Set down each line of the data below exactly as it stands, dropping the pictures.

===== GIVEN DATA

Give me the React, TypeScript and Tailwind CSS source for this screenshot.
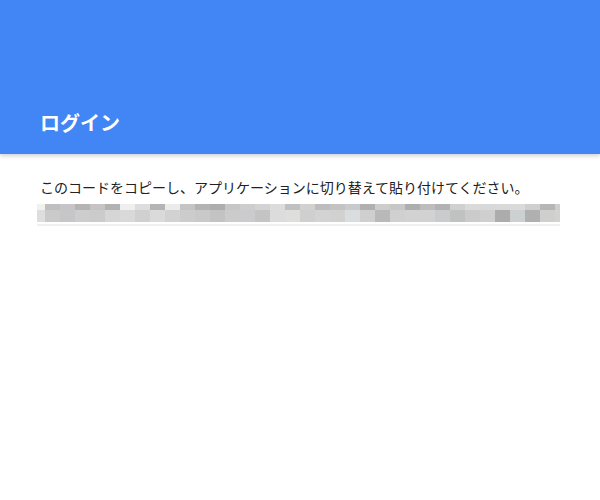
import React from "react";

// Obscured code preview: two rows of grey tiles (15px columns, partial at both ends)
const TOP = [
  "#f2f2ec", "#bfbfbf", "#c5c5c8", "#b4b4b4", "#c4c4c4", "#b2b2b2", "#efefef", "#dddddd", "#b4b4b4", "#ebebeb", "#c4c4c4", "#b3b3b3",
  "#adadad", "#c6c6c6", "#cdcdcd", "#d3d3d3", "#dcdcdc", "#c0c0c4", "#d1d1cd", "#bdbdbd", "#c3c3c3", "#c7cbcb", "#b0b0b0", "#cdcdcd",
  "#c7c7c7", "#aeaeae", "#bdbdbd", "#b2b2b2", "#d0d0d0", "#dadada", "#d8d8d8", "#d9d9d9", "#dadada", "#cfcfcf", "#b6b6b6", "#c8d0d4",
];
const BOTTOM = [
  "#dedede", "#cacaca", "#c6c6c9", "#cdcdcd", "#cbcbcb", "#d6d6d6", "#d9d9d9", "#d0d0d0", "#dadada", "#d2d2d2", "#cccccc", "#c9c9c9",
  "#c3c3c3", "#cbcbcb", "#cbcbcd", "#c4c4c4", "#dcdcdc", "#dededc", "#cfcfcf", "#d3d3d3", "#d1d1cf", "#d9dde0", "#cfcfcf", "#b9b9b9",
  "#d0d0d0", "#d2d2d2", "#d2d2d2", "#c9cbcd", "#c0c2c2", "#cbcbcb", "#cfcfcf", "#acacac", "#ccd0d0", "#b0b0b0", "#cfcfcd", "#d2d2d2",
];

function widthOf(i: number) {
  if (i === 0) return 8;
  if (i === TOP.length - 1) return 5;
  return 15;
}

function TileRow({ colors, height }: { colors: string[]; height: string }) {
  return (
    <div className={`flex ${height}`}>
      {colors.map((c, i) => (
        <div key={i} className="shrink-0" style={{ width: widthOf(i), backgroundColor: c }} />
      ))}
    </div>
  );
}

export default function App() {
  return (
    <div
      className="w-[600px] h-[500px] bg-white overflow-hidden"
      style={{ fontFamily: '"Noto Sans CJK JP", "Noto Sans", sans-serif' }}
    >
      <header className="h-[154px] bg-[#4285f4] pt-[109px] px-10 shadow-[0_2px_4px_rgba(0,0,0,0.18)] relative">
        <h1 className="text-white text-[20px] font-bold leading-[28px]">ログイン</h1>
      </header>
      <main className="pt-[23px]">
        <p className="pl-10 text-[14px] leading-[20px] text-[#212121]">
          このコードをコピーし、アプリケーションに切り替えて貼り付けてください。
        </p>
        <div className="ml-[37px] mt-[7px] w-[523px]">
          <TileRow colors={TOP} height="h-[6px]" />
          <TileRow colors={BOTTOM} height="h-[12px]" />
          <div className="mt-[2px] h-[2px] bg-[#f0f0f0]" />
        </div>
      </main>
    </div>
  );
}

==========

EXERCISE SOLUTION =
Give me the React, TypeScript and Tailwind CSS source for this screenshot.
import React from "react";

// Obscured code preview: two rows of grey tiles (15px columns, partial at both ends)
const TOP = [
  "#f2f2ec", "#bfbfbf", "#c5c5c8", "#b4b4b4", "#c4c4c4", "#b2b2b2", "#efefef", "#dddddd", "#b4b4b4", "#ebebeb", "#c4c4c4", "#b3b3b3",
  "#adadad", "#c6c6c6", "#cdcdcd", "#d3d3d3", "#dcdcdc", "#c0c0c4", "#d1d1cd", "#bdbdbd", "#c3c3c3", "#c7cbcb", "#b0b0b0", "#cdcdcd",
  "#c7c7c7", "#aeaeae", "#bdbdbd", "#b2b2b2", "#d0d0d0", "#dadada", "#d8d8d8", "#d9d9d9", "#dadada", "#cfcfcf", "#b6b6b6", "#c8d0d4",
];
const BOTTOM = [
  "#dedede", "#cacaca", "#c6c6c9", "#cdcdcd", "#cbcbcb", "#d6d6d6", "#d9d9d9", "#d0d0d0", "#dadada", "#d2d2d2", "#cccccc", "#c9c9c9",
  "#c3c3c3", "#cbcbcb", "#cbcbcd", "#c4c4c4", "#dcdcdc", "#dededc", "#cfcfcf", "#d3d3d3", "#d1d1cf", "#d9dde0", "#cfcfcf", "#b9b9b9",
  "#d0d0d0", "#d2d2d2", "#d2d2d2", "#c9cbcd", "#c0c2c2", "#cbcbcb", "#cfcfcf", "#acacac", "#ccd0d0", "#b0b0b0", "#cfcfcd", "#d2d2d2",
];

function widthOf(i: number) {
  if (i === 0) return 8;
  if (i === TOP.length - 1) return 5;
  return 15;
}

function TileRow({ colors, height }: { colors: string[]; height: string }) {
  return (
    <div className={`flex ${height}`}>
      {colors.map((c, i) => (
        <div key={i} className="shrink-0" style={{ width: widthOf(i), backgroundColor: c }} />
      ))}
    </div>
  );
}

export default function App() {
  return (
    <div
      className="w-[600px] h-[500px] bg-white overflow-hidden"
      style={{ fontFamily: '"Noto Sans CJK JP", "Noto Sans", sans-serif' }}
    >
      <header className="h-[154px] bg-[#4285f4] pt-[109px] px-10 shadow-[0_2px_4px_rgba(0,0,0,0.18)] relative">
        <h1 className="text-white text-[20px] font-bold leading-[28px]">ログイン</h1>
      </header>
      <main className="pt-[23px]">
        <p className="pl-10 text-[14px] leading-[20px] text-[#212121]">
          このコードをコピーし、アプリケーションに切り替えて貼り付けてください。
        </p>
        <div className="ml-[37px] mt-[7px] w-[523px]">
          <TileRow colors={TOP} height="h-[6px]" />
          <TileRow colors={BOTTOM} height="h-[12px]" />
          <div className="mt-[2px] h-[2px] bg-[#f0f0f0]" />
        </div>
      </main>
    </div>
  );
}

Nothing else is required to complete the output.